Lo scorso 14 novembre i quattro quinti del Parlamento europeo hanno approvato - con l’introduzione di ulteriori emendamenti restrittivi - una proposta di regolamento della Commissione che impone limiti alle emissioni di CO2 anche per i veicoli pesanti, che dovrebbero essere ridotte nel 2030 del 35% rispetto a quelle attuali.
Pur condividendo pienamente gli obiettivi di uno sviluppo sostenibile, riteniamo che sia indispensabile ricordare come questi ultimi non possano trascurare la dimensione economica e sociale della sostenibilità complessiva.
Anche ammesso che - nonostante le profonde riserve più volte sollevate in merito dai costruttori dei veicoli industriali - tali obiettivi siano tecnicamente raggiungibili in fase di produzione, senza adeguati meccanismi di incentivazione, come lo stesso Parlamento Europeo ha riconosciuto, difficilmente si tradurranno in un conseguente rinnovo del parco circolante coerente con essi, poiché non saranno promossi i necessari cambiamenti strutturali del mercato che potrebbero condurre ad una effettiva riduzione delle emissioni.
Risulta estremamente difficile quantificare le riduzioni di CO2 attribuibili al trasporto di merci in questo primo scorcio del terzo millennio.
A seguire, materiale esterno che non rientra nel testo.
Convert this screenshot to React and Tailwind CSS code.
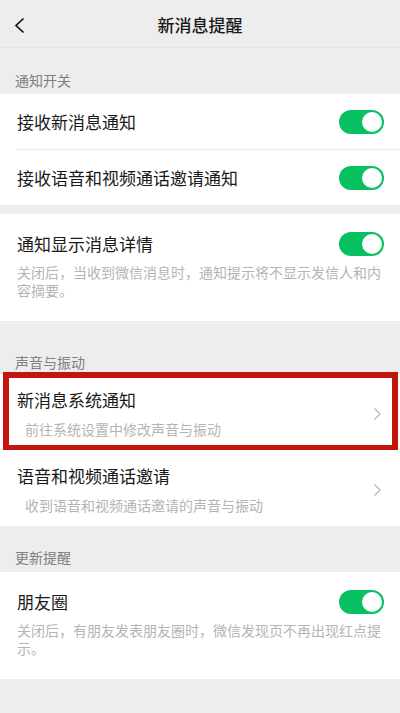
import React from 'react';

const font = { fontFamily: '"Noto Sans CJK SC", "Noto Sans", sans-serif' };

const Toggle = () => (
  <div className="w-[45px] h-[24px] rounded-full bg-[#07c160] flex items-center justify-end pr-[2px] shrink-0">
    <div className="w-[20px] h-[20px] rounded-full bg-white" />
  </div>
);

const Chevron = () => (
  <svg width="9" height="14" viewBox="0 0 9 14" className="shrink-0">
    <path d="M1.5 1.5 L7 7 L1.5 12.5" fill="none" stroke="#b8b8b8" strokeWidth="1.4" />
  </svg>
);

const SectionLabel = ({ children, className }) => (
  <div className={`px-[15px] text-[14px] leading-[20px] text-[#808080] ${className}`}>{children}</div>
);

const SwitchRow = ({ title }) => (
  <div className="h-[55px] pl-[17px] pr-[16px] flex items-center justify-between bg-white">
    <span className="text-[17px] text-[#191919]">{title}</span>
    <Toggle />
  </div>
);

const DetailSwitch = ({ title, desc }) => (
  <div className="bg-white pl-[17px] pr-[16px] pt-[18px] pb-[22px]">
    <div className="flex items-center justify-between h-[24px]">
      <span className="text-[17px] text-[#191919]">{title}</span>
      <Toggle />
    </div>
    <p className="mt-[7px] text-[14px] leading-[18px] text-[#b4b4b4] pr-[2px]">{desc}</p>
  </div>
);

const LinkRow = ({ title, desc, marked }) => (
  <div className="relative bg-white h-[76px] pl-[17px] pr-[18px] flex items-center justify-between">
    <div className="pt-[1px]">
      <div className="text-[17px] leading-[24px] text-[#191919]">{title}</div>
      <div className="mt-[8px] pl-[8px] text-[14px] leading-[18px] text-[#b4b4b4]">{desc}</div>
    </div>
    <div className="mt-[4px]">
      <Chevron />
    </div>
    {marked && (
      <div className="absolute left-[3px] right-[2px] top-[-2px] bottom-[-1px] border-[6px] border-[#c0160e] pointer-events-none" />
    )}
  </div>
);

const App = () => {
  return (
    <div className="w-[400px] h-[713px] bg-[#ededed] overflow-hidden" style={font}>
      <div className="h-[48px] flex items-center relative border-b border-[#e4e4e4]">
        <div className="absolute left-[14px] top-[17px]">
          <svg width="11" height="17" viewBox="0 0 11 17">
            <path d="M9.5 1.5 L2 8.5 L9.5 15.5" fill="none" stroke="#111" strokeWidth="1.7" />
          </svg>
        </div>
        <div className="flex-1 text-center text-[17px] font-medium text-[#191919] pt-[3px]">新消息提醒</div>
      </div>

      <SectionLabel className="pt-[22px] pb-[4px]">通知开关</SectionLabel>
      <div className="bg-white">
        <SwitchRow title="接收新消息通知" />
        <div className="ml-[16px] h-px bg-[#ececec]" />
        <SwitchRow title="接收语音和视频通话邀请通知" />
      </div>

      <div className="h-[9px]" />
      <DetailSwitch
        title="通知显示消息详情"
        desc="关闭后，当收到微信消息时，通知提示将不显示发信人和内容摘要。"
      />

      <SectionLabel className="pt-[31px] pb-[2px]">声音与振动</SectionLabel>
      <LinkRow title="新消息系统通知" desc="前往系统设置中修改声音与振动" marked />
      <LinkRow title="语音和视频通话邀请" desc="收到语音和视频通话邀请的声音与振动" />

      <SectionLabel className="pt-[21px] pb-[5px]">更新提醒</SectionLabel>
      <DetailSwitch
        title="朋友圈"
        desc="关闭后，有朋友发表朋友圈时，微信发现页不再出现红点提示。"
      />
    </div>
  );
};

export default App;
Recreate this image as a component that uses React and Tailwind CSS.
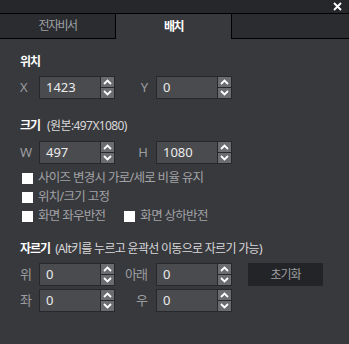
import React from "react";

const FONT = "font-['Noto_Sans','Noto_Sans_CJK_KR',sans-serif]";

const Up = () => (
  <svg width="9" height="6" viewBox="0 0 9 6">
    <path d="M1 5 L4.5 1.5 L8 5" fill="none" stroke="#fff" strokeWidth="1.8" />
  </svg>
);

const Down = () => (
  <svg width="9" height="6" viewBox="0 0 9 6">
    <path d="M1 1 L4.5 4.5 L8 1" fill="none" stroke="#fff" strokeWidth="1.8" />
  </svg>
);

// 숫자 입력 + 스핀 버튼
const Spin = ({ value }) => (
  <div className="flex w-[76px] h-[23px] bg-[#27282b] p-px gap-px">
    <div className="flex-1 bg-[#4a4b4f] pl-[6px] flex items-center text-[13px] text-[#ececec]">{value}</div>
    <div className="w-[13px] flex flex-col gap-px">
      <div className="flex-1 bg-[#6b6c6f] flex items-center justify-center"><Up /></div>
      <div className="flex-1 bg-[#6b6c6f] flex items-center justify-center"><Down /></div>
    </div>
  </div>
);

const Row = ({ a, av, b, bv, children }) => (
  <div className="flex items-center h-[23px]">
    <span className="w-[19px] text-[13px] text-[#9c9da0]">{a}</span>
    <Spin value={av} />
    <span className="w-[41px] pr-[9px] text-right text-[13px] text-[#9c9da0] tracking-[-1px]">{b}</span>
    <Spin value={bv} />
    {children}
  </div>
);

const Check = ({ label }) => (
  <span className="flex items-center">
    <span className="w-[11px] h-[11px] bg-white mr-[5px]"></span>
    <span className="text-[12.5px] text-[#a2a3a6] tracking-[-0.7px] whitespace-pre">{label}</span>
  </span>
);

export default function App() {
  return (
    <div className={`w-[349px] h-[344px] bg-[#38393d] ${FONT} leading-none select-none`}>
      <div className="h-[13px] bg-[#25272a] flex justify-end items-start pt-[2px] pr-[7px]">
        <svg width="9" height="9" viewBox="0 0 9 9">
          <path d="M1 1 L8 8 M8 1 L1 8" stroke="#fff" strokeWidth="1.8" />
        </svg>
      </div>
      <div className="flex h-[26px] border-t border-black">
        <div className="w-[115px] bg-[#2a2c30] border-b border-black flex items-center justify-center text-[12px] text-[#9fa1a4] tracking-[-1.5px]">전자비서</div>
        <div className="w-[117px] border-x border-black flex items-center justify-center text-[12px] font-bold text-white tracking-[-1.5px]">배치</div>
        <div className="flex-1 bg-[#2a2c30] border-b border-black"></div>
      </div>

      <div className="pl-[20px]">
        <div className="mt-[15px] h-[16px] flex items-center text-[12px] font-bold text-white tracking-[-1px]">위치</div>
        <div className="mt-[6px]">
          <Row a="X" av="1423" b="Y" bv="0" />
        </div>

        <div className="mt-[19px] h-[16px] flex items-center text-white">
          <span className="text-[12px] font-bold tracking-[-1px]">크기</span>
          <span className="ml-[7px] text-[12px] text-[#d8d8da] tracking-[-0.6px]">(원본:497X1080)</span>
        </div>
        <div className="mt-[7px]">
          <Row a="W" av="497" b="H" bv="1080" />
        </div>

        <div className="mt-[5px] pl-[2px] flex flex-col">
          <div className="h-[19px] flex items-center"><Check label="사이즈 변경시 가로/세로 비율 유지" /></div>
          <div className="h-[19px] flex items-center"><Check label="위치/크기 고정" /></div>
          <div className="h-[19px] flex items-center gap-[19px]">
            <Check label="화면 좌우반전" />
            <Check label="화면 상하반전" />
          </div>
        </div>

        <div className="mt-[15px] h-[16px] flex items-center text-white">
          <span className="text-[12px] font-bold tracking-[-1px]">자르기</span>
          <span className="ml-[5px] text-[12px] text-[#d8d8da] tracking-[-0.7px] whitespace-pre">(Alt키를 누르고 윤곽선 이동으로 자르기 가능)</span>
        </div>
        <div className="mt-[6px] flex flex-col gap-[3px]">
          <Row a="위" av="0" b="아래" bv="0">
            <button className="ml-[16px] w-[75px] h-[23px] bg-[#232427] text-[12px] text-[#9c9da0] tracking-[-1px]">초기화</button>
          </Row>
          <Row a="좌" av="0" b="우" bv="0" />
        </div>
      </div>
    </div>
  );
}
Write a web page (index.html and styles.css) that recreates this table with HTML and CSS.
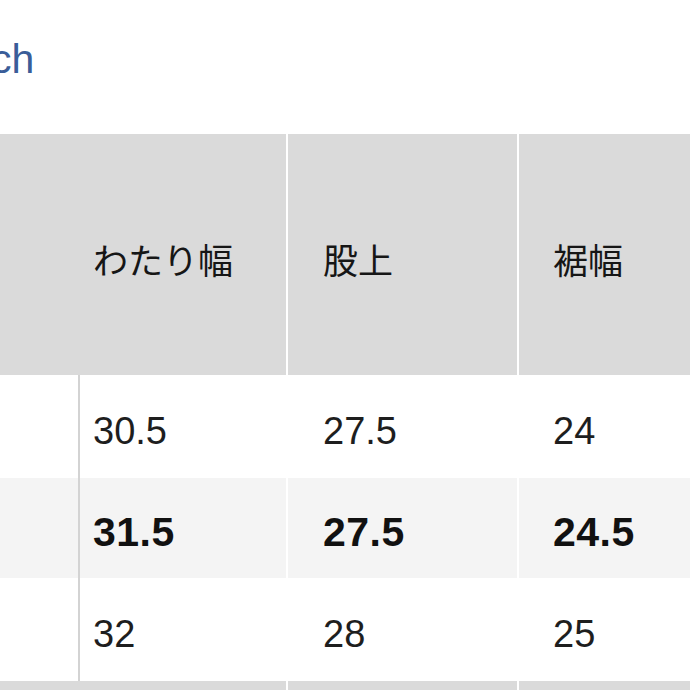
FILE: index.html
```html
<!DOCTYPE html>
<html lang="ja">
<head>
<meta charset="utf-8">
<link rel="stylesheet" href="styles.css">
</head>
<body>
<div class="page">
  <div class="unit"><span class="unit-label">ch</span></div>
  <div class="table">
    <div class="row head">
      <div class="cell c0"></div>
      <div class="cell c1">わたり幅</div>
      <div class="cell c2">股上</div>
      <div class="cell c3">裾幅</div>
    </div>
    <div class="row body r1">
      <div class="cell c0"></div>
      <div class="cell c1">30.5</div>
      <div class="cell c2">27.5</div>
      <div class="cell c3">24</div>
    </div>
    <div class="row body r2 alt strong">
      <div class="cell c0"></div>
      <div class="cell c1">31.5</div>
      <div class="cell c2">27.5</div>
      <div class="cell c3">24.5</div>
    </div>
    <div class="row body r3">
      <div class="cell c0"></div>
      <div class="cell c1">32</div>
      <div class="cell c2">28</div>
      <div class="cell c3">25</div>
    </div>
    <div class="row head next">
      <div class="cell c0"></div>
      <div class="cell c1"></div>
      <div class="cell c2"></div>
      <div class="cell c3"></div>
    </div>
  </div>
</div>
</body>
</html>
```

FILE: styles.css
```css
html, body {
  margin: 0;
  padding: 0;
  background: #ffffff;
}

.page {
  width: 690px;
  height: 690px;
  overflow: hidden;
  font-family: "Liberation Sans", "Noto Sans CJK JP", sans-serif;
}

.unit {
  height: 134px;
  box-sizing: border-box;
  padding-top: 39px;
}

.unit-label {
  display: block;
  margin-left: -9px;
  font-size: 41px;
  line-height: 1;
  color: #3a5d98;
}

.row {
  display: grid;
  grid-template-columns: 78px 208px 231px 1fr;
}

.cell {
  display: flex;
  align-items: center;
  box-sizing: border-box;
}

.head {
  background: #dadada;
  height: 241px;
}

.head .cell {
  font-family: "Noto Sans CJK JP", sans-serif;
  font-size: 35px;
  line-height: 1;
  color: #161616;
  padding-top: 8px;
}

.head .c1 {
  padding-left: 15px;
}

.head .c2,
.head .c3,
.body .c2,
.body .c3 {
  border-left: 2px solid #ffffff;
}

.head .c2 {
  padding-left: 35px;
}

.head .c3 {
  padding-left: 34px;
}

.body .cell {
  font-size: 38px;
  line-height: 1;
  color: #1e1e1e;
  padding-top: 9px;
}

.body .c1 {
  border-left: 2px solid #d3d3d3;
  padding-left: 13px;
}

.body .c2 {
  padding-left: 35px;
}

.body .c3 {
  padding-left: 34px;
}

.r1 { height: 103px; }
.r2 { height: 100px; }
.r3 { height: 103px; }

.alt {
  background: #f4f4f4;
}

.strong .cell {
  font-weight: bold;
  color: #111111;
  font-size: 41px;
  letter-spacing: 0.5px;
}

.next {
  height: 20px;
}

.next .cell {
  padding: 0;
}
```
Tuttavia, tenendo presente che esiste una relazione diretta tra consumi di carburante ed emissioni di CO2, dall’esame del maggior numero possibile di dati storici si può stimare che il consumo medio di carburante di un veicolo pesante dal 1990 ad oggi sia diminuito del 24%.
Prendendo ad esempio l’Italia e assumendo costante l’entità del parco circolante, nell’ipotesi più sfavorevole che il consumo dei veicoli pesanti rimanga inalterato nel prossimo futuro, con un piano ventennale di rinnovo totale del parco, da oggi al 2039 si può valutare una riduzione dei consumi pari a 22 miliardi di litri di gasolio, con una riduzione di emissioni di CO2 pari a 58 milioni di tonnellate.
E’ dunque davvero priva di ogni fondamento programmatico concreto una politica che obblighi i costruttori a sforzi finanziari e tecnologici inauditi per ridurre le emissioni allo scarico dei veicoli, se poi i conseguenti benefici in termini di sostenibilità non possono essere effettivamente trasferiti alla circolazione stradale, perché il parco circolante non trova le risorse per un consistente rinnovo.
Se, poi, si pensa che la cosiddetta decarbonizzazione, che è nell’intenzione di tutti, possa essere raggiunta in tempi brevi attraverso l’impiego su vasta scala di motorizzazioni dette “ad emissioni zero”, e segnatamente quelle elettriche nelle varie declinazioni, è opportuno tenere presente che l’elettrificazione dei veicoli pesanti per il trasporto merci è oggi in fase sperimentale, né si può semplicisticamente pensare di poterla accelerare solo con misure capziose, che rendano difficile il raggiungimento degli obiettivi prefissati attraverso l’impiego dei più moderni e innovativi sistemi di alimentazione a carburanti tradizionali.
Per queste ragioni Conftrasporto, Federauto e UNRAE, Sezione Veicoli Industriali, anelli del sistema Confcommercio, ribadiscono che la transizione verso lo scenario dei trasporti a “zero emissioni” vada guidata nel rispetto del principio della neutralità tecnologica, coinvolgendo con impegni e assunzioni di responsabilità, basati su dati oggettivi e informazioni realistiche, tutti gli attori della filiera, senza fughe in avanti non coordinate che penalizzerebbero inutilmente una sola componente, senza conseguire i risultati attesi.
Ci si chiede infine come intenda il Governo italiano conciliare obiettivi tanto ambiziosi, condivisi a livello europeo, con l'adozione di politiche nazionali di sussidi a pioggia concessi agli autotrasportatori, senza alcun criterio premiante nell'ottica della sostenibilità ambientale, ovvero con la decisione di non prorogare efficaci politiche di sostegno al rinnovo del parco circolante, quale ad esempio il superammortamento.
Una politica di rinnovo sostenibile del parco circolante che punti concretamente alla soluzione dei problemi ambientali non può essere strabica o perseguita a targhe alterne: a Strasburgo sì e a Roma no.